WHAT IS NEEDED:
Will you write out the data exactly, excluding every picture?

MATERIAL PROVIDED:
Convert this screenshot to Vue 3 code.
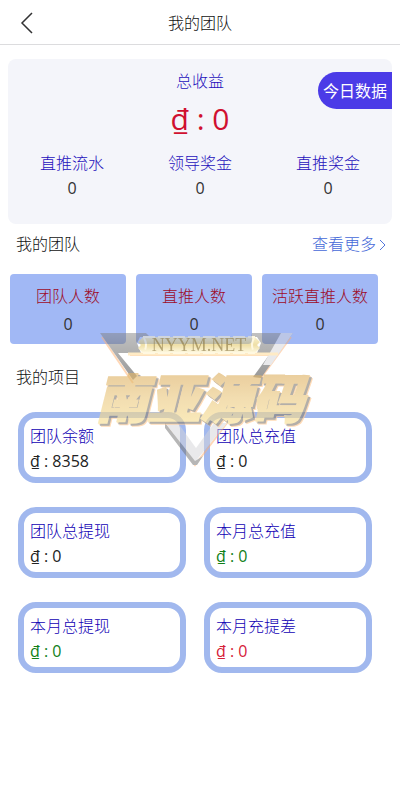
<script setup>
import {ref} from 'vue'

const CURRENCY = "₫"

const total = ref(0)

const income = ref([
    {name: "直推流水", value: 0},
    {name: "领导奖金", value: 0},
    {name: "直推奖金", value: 0}
])

const team = ref([
    {name: "团队人数", value: 0},
    {name: "直推人数", value: 0},
    {name: "活跃直推人数", value: 0}
])

const projects = ref([
    {name: "团队余额", value: 8358},
    {name: "团队总充值", value: 0},
    {name: "团队总提现", value: 0},
    {name: "本月总充值", value: 0, color: "green"},
    {name: "本月总提现", value: 0, color: "green"},
    {name: "本月充提差", value: 0, color: "red"}
])

const money = value => `${CURRENCY} : ${value}`

const goBack = () => history.back()
</script>

<template>
    <div class="page">
        <header>
            <button class="back" aria-label="返回" @click="goBack">
                <svg viewBox="0 0 14 22">
                    <path d="M12 1 L2 11 L12 21" />
                </svg>
            </button>
            <h1>我的团队</h1>
        </header>

        <main>
            <section class="summary">
                <button class="today">今日数据</button>
                <div class="label">总收益</div>
                <div class="total">{{ money(total) }}</div>
                <div class="income">
                    <div v-for="item in income" :key="item.name">
                        <div class="label">{{ item.name }}</div>
                        <div>{{ item.value }}</div>
                    </div>
                </div>
            </section>

            <div class="heading">
                <h2>我的团队</h2>
                <a href="#">
                    查看更多
                    <svg viewBox="0 0 8 12">
                        <path d="M1 1 L6 6 L1 11" />
                    </svg>
                </a>
            </div>

            <section class="team">
                <div v-for="item in team" :key="item.name" class="box">
                    <div class="name">{{ item.name }}</div>
                    <div>{{ item.value }}</div>
                </div>
            </section>

            <div class="heading second">
                <h2>我的项目</h2>
            </div>

            <section class="projects">
                <div v-for="item in projects" :key="item.name" class="card">
                    <div class="name">{{ item.name }}</div>
                    <div :class="item.color">{{ money(item.value) }}</div>
                </div>
            </section>
        </main>

        <!-- watermark -->
        <svg class="watermark" viewBox="0 0 240 160">
            <defs>
                <linearGradient id="gold" x1="0" y1="0" x2="0" y2="1">
                    <stop offset="0" stop-color="#d9a95c" />
                    <stop offset="0.5" stop-color="#eccb86" />
                    <stop offset="1" stop-color="#fbe79c" />
                </linearGradient>
                <linearGradient id="plate" x1="0" y1="0" x2="0" y2="1">
                    <stop offset="0" stop-color="#f3e49c" />
                    <stop offset="0.5" stop-color="#e0c050" />
                    <stop offset="1" stop-color="#fff6c8" />
                </linearGradient>
                <linearGradient id="steel" x1="0" y1="0" x2="0" y2="1">
                    <stop offset="0" stop-color="#858585" />
                    <stop offset="1" stop-color="#333333" />
                </linearGradient>
            </defs>

            <g class="frame">
                <path class="glow" d="M22 17 L53 63 M211 17 L181 58 M86 105 L115 145 L147 103 M50 35 H198" />
                <path fill="url(#steel)" d="M20 13 H66 L70 17 H60 L57 23 L61 33 H38 L57 56 L53 60 Z" />
                <path fill="url(#steel)" d="M172 13 H213 L181 58 L173 57 L189 35 L193 33 H177 L181 23 L177 17 H171 Z" />
                <path class="light" d="M213 13 H201 L183 45 L191 45 Z" />
                <path class="light" d="M85 103 H98 L116 128 L134 103 H147 L115 142 Z" />
                <path class="dark" d="M85 103 V108 L113 145 H117 L123 136 L115 141 Z" />
                <path class="bar" d="M48 34 H198" />
                <path fill="url(#plate)" d="M63 17 H175 L180 22 L177 25 L180 28 L175 33 H63 L58 28 L61 25 L58 22 Z" />
                <path class="edge" d="M63 17 H175 M63 33 H175 M64 18 Q68 25 64 32 M174 18 Q170 25 174 32" />
            </g>
            <text class="site" x="119" y="31">NYYM.NET</text>
            <text class="brand" x="120" y="98">南亚源码</text>
        </svg>
    </div>
</template>

<style>
    body {
        margin: 0;
        background: #fff;
    }
</style>

<style scoped>
    .page {
        position: relative;
        font-family: "Open Sans", "Noto Sans", "Noto Sans CJK SC", sans-serif;
        font-size: 16px;
        line-height: 25px;
        color: #323233;
    }

    h1, h2 {
        margin: 0;
        font-size: 16px;
        font-weight: 300;
        color: #111;
    }

    button {
        border: 0;
        padding: 0;
        font: inherit;
        cursor: pointer;
    }

    svg {
        fill: none;
    }

    header {
        display: grid;
        grid-template-columns: 48px 1fr 48px;
        align-items: center;
        height: 44px;
        border-bottom: 1px solid #dcdcde;
        text-align: center;
    }
    h1 {
        padding-top: 2px;
    }

    .back {
        display: flex;
        align-items: center;
        height: 44px;
        padding: 2px 0 0 20px;
        background: none;
    }
    .back svg {
        width: 14px;
        height: 22px;
        stroke: #323233;
        stroke-width: 1.5;
    }

    .summary {
        position: relative;
        margin: 14px 8px 0;
        padding: 10px 0 23px;
        border-radius: 8px;
        background: #f4f5fa;
        text-align: center;
    }

    .label {
        color: #2410bc;
        font-weight: 300;
    }

    .today {
        position: absolute;
        top: 13px;
        right: 0;
        padding: 7px 5px 5px;
        border-radius: 20px 0 0 20px;
        background: #4b3be7;
        color: #fff;
    }

    .total {
        padding: 2px 0 9px;
        font-size: 30px;
        line-height: 46px;
        color: #d01030;
    }

    .income {
        display: grid;
        grid-template-columns: repeat(3, 1fr);
    }

    .heading {
        display: flex;
        justify-content: space-between;
        padding: 8px 13px 17px 16px;
    }
    .heading.second {
        padding: 21px 16px 22px;
    }
    .heading a {
        display: flex;
        align-items: center;
        gap: 3px;
        color: #4468d8;
        font-weight: 300;
        text-decoration: none;
    }
    .heading svg {
        width: 8px;
        height: 12px;
        stroke: #5577dc;
    }

    .team {
        display: grid;
        grid-template-columns: repeat(3, 1fr);
        gap: 10px;
        padding: 0 22px 0 10px;
        text-align: center;
    }

    .box {
        padding: 8px 0 6px;
        border-radius: 4px;
        background: #a1b8f5;
        line-height: 28px;
    }
    .box .name {
        color: #9d0b28;
        font-weight: 300;
    }

    .projects {
        display: grid;
        grid-template-columns: 1fr 1fr;
        gap: 24px 18px;
        padding: 0 28px 24px 18px;
    }

    .card {
        padding: 6px 6px 3px;
        border: 6px solid #a1b8ee;
        border-radius: 18px;
        color: #222;
    }
    .card .name {
        color: #1000b4;
        font-weight: 300;
    }
    .card .green {
        color: #108018;
    }
    .card .red {
        color: #d62038;
    }

    .watermark {
        position: absolute;
        top: 320px;
        left: 0;
        right: 0;
        width: 240px;
        height: 160px;
        margin: 0 auto;
        pointer-events: none;
    }

    .frame {
        opacity: .5;
    }
    .glow {
        stroke: #ffb070;
        stroke-width: 2;
    }
    .light {
        fill: #d5d5d9;
    }
    .dark {
        fill: #6f6f6f;
    }
    .bar {
        stroke: #ffd98c;
        stroke-width: 3;
    }
    .edge {
        stroke: #fff3c4;
        stroke-width: 2;
        stroke-dasharray: 12 3;
    }

    .site {
        font-family: "Liberation Serif", serif;
        font-size: 18px;
        text-anchor: middle;
        fill: #8a7640;
        opacity: .6;
    }

    .brand {
        font-size: 52px;
        font-weight: 900;
        font-style: italic;
        text-anchor: middle;
        fill: url(#gold);
        stroke: url(#gold);
        stroke-width: 2;
        filter: drop-shadow(2px 2px 0 #8b857c) drop-shadow(1px 1px 0 #ffc890);
        opacity: .65;
    }
</style>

REPLY TO THE EXERCISE:
Convert this screenshot to Vue 3 code.
<script setup>
import {ref} from 'vue'

const CURRENCY = "₫"

const total = ref(0)

const income = ref([
    {name: "直推流水", value: 0},
    {name: "领导奖金", value: 0},
    {name: "直推奖金", value: 0}
])

const team = ref([
    {name: "团队人数", value: 0},
    {name: "直推人数", value: 0},
    {name: "活跃直推人数", value: 0}
])

const projects = ref([
    {name: "团队余额", value: 8358},
    {name: "团队总充值", value: 0},
    {name: "团队总提现", value: 0},
    {name: "本月总充值", value: 0, color: "green"},
    {name: "本月总提现", value: 0, color: "green"},
    {name: "本月充提差", value: 0, color: "red"}
])

const money = value => `${CURRENCY} : ${value}`

const goBack = () => history.back()
</script>

<template>
    <div class="page">
        <header>
            <button class="back" aria-label="返回" @click="goBack">
                <svg viewBox="0 0 14 22">
                    <path d="M12 1 L2 11 L12 21" />
                </svg>
            </button>
            <h1>我的团队</h1>
        </header>

        <main>
            <section class="summary">
                <button class="today">今日数据</button>
                <div class="label">总收益</div>
                <div class="total">{{ money(total) }}</div>
                <div class="income">
                    <div v-for="item in income" :key="item.name">
                        <div class="label">{{ item.name }}</div>
                        <div>{{ item.value }}</div>
                    </div>
                </div>
            </section>

            <div class="heading">
                <h2>我的团队</h2>
                <a href="#">
                    查看更多
                    <svg viewBox="0 0 8 12">
                        <path d="M1 1 L6 6 L1 11" />
                    </svg>
                </a>
            </div>

            <section class="team">
                <div v-for="item in team" :key="item.name" class="box">
                    <div class="name">{{ item.name }}</div>
                    <div>{{ item.value }}</div>
                </div>
            </section>

            <div class="heading second">
                <h2>我的项目</h2>
            </div>

            <section class="projects">
                <div v-for="item in projects" :key="item.name" class="card">
                    <div class="name">{{ item.name }}</div>
                    <div :class="item.color">{{ money(item.value) }}</div>
                </div>
            </section>
        </main>

        <!-- watermark -->
        <svg class="watermark" viewBox="0 0 240 160">
            <defs>
                <linearGradient id="gold" x1="0" y1="0" x2="0" y2="1">
                    <stop offset="0" stop-color="#d9a95c" />
                    <stop offset="0.5" stop-color="#eccb86" />
                    <stop offset="1" stop-color="#fbe79c" />
                </linearGradient>
                <linearGradient id="plate" x1="0" y1="0" x2="0" y2="1">
                    <stop offset="0" stop-color="#f3e49c" />
                    <stop offset="0.5" stop-color="#e0c050" />
                    <stop offset="1" stop-color="#fff6c8" />
                </linearGradient>
                <linearGradient id="steel" x1="0" y1="0" x2="0" y2="1">
                    <stop offset="0" stop-color="#858585" />
                    <stop offset="1" stop-color="#333333" />
                </linearGradient>
            </defs>

            <g class="frame">
                <path class="glow" d="M22 17 L53 63 M211 17 L181 58 M86 105 L115 145 L147 103 M50 35 H198" />
                <path fill="url(#steel)" d="M20 13 H66 L70 17 H60 L57 23 L61 33 H38 L57 56 L53 60 Z" />
                <path fill="url(#steel)" d="M172 13 H213 L181 58 L173 57 L189 35 L193 33 H177 L181 23 L177 17 H171 Z" />
                <path class="light" d="M213 13 H201 L183 45 L191 45 Z" />
                <path class="light" d="M85 103 H98 L116 128 L134 103 H147 L115 142 Z" />
                <path class="dark" d="M85 103 V108 L113 145 H117 L123 136 L115 141 Z" />
                <path class="bar" d="M48 34 H198" />
                <path fill="url(#plate)" d="M63 17 H175 L180 22 L177 25 L180 28 L175 33 H63 L58 28 L61 25 L58 22 Z" />
                <path class="edge" d="M63 17 H175 M63 33 H175 M64 18 Q68 25 64 32 M174 18 Q170 25 174 32" />
            </g>
            <text class="site" x="119" y="31">NYYM.NET</text>
            <text class="brand" x="120" y="98">南亚源码</text>
        </svg>
    </div>
</template>

<style>
    body {
        margin: 0;
        background: #fff;
    }
</style>

<style scoped>
    .page {
        position: relative;
        font-family: "Open Sans", "Noto Sans", "Noto Sans CJK SC", sans-serif;
        font-size: 16px;
        line-height: 25px;
        color: #323233;
    }

    h1, h2 {
        margin: 0;
        font-size: 16px;
        font-weight: 300;
        color: #111;
    }

    button {
        border: 0;
        padding: 0;
        font: inherit;
        cursor: pointer;
    }

    svg {
        fill: none;
    }

    header {
        display: grid;
        grid-template-columns: 48px 1fr 48px;
        align-items: center;
        height: 44px;
        border-bottom: 1px solid #dcdcde;
        text-align: center;
    }
    h1 {
        padding-top: 2px;
    }

    .back {
        display: flex;
        align-items: center;
        height: 44px;
        padding: 2px 0 0 20px;
        background: none;
    }
    .back svg {
        width: 14px;
        height: 22px;
        stroke: #323233;
        stroke-width: 1.5;
    }

    .summary {
        position: relative;
        margin: 14px 8px 0;
        padding: 10px 0 23px;
        border-radius: 8px;
        background: #f4f5fa;
        text-align: center;
    }

    .label {
        color: #2410bc;
        font-weight: 300;
    }

    .today {
        position: absolute;
        top: 13px;
        right: 0;
        padding: 7px 5px 5px;
        border-radius: 20px 0 0 20px;
        background: #4b3be7;
        color: #fff;
    }

    .total {
        padding: 2px 0 9px;
        font-size: 30px;
        line-height: 46px;
        color: #d01030;
    }

    .income {
        display: grid;
        grid-template-columns: repeat(3, 1fr);
    }

    .heading {
        display: flex;
        justify-content: space-between;
        padding: 8px 13px 17px 16px;
    }
    .heading.second {
        padding: 21px 16px 22px;
    }
    .heading a {
        display: flex;
        align-items: center;
        gap: 3px;
        color: #4468d8;
        font-weight: 300;
        text-decoration: none;
    }
    .heading svg {
        width: 8px;
        height: 12px;
        stroke: #5577dc;
    }

    .team {
        display: grid;
        grid-template-columns: repeat(3, 1fr);
        gap: 10px;
        padding: 0 22px 0 10px;
        text-align: center;
    }

    .box {
        padding: 8px 0 6px;
        border-radius: 4px;
        background: #a1b8f5;
        line-height: 28px;
    }
    .box .name {
        color: #9d0b28;
        font-weight: 300;
    }

    .projects {
        display: grid;
        grid-template-columns: 1fr 1fr;
        gap: 24px 18px;
        padding: 0 28px 24px 18px;
    }

    .card {
        padding: 6px 6px 3px;
        border: 6px solid #a1b8ee;
        border-radius: 18px;
        color: #222;
    }
    .card .name {
        color: #1000b4;
        font-weight: 300;
    }
    .card .green {
        color: #108018;
    }
    .card .red {
        color: #d62038;
    }

    .watermark {
        position: absolute;
        top: 320px;
        left: 0;
        right: 0;
        width: 240px;
        height: 160px;
        margin: 0 auto;
        pointer-events: none;
    }

    .frame {
        opacity: .5;
    }
    .glow {
        stroke: #ffb070;
        stroke-width: 2;
    }
    .light {
        fill: #d5d5d9;
    }
    .dark {
        fill: #6f6f6f;
    }
    .bar {
        stroke: #ffd98c;
        stroke-width: 3;
    }
    .edge {
        stroke: #fff3c4;
        stroke-width: 2;
        stroke-dasharray: 12 3;
    }

    .site {
        font-family: "Liberation Serif", serif;
        font-size: 18px;
        text-anchor: middle;
        fill: #8a7640;
        opacity: .6;
    }

    .brand {
        font-size: 52px;
        font-weight: 900;
        font-style: italic;
        text-anchor: middle;
        fill: url(#gold);
        stroke: url(#gold);
        stroke-width: 2;
        filter: drop-shadow(2px 2px 0 #8b857c) drop-shadow(1px 1px 0 #ffc890);
        opacity: .65;
    }
</style>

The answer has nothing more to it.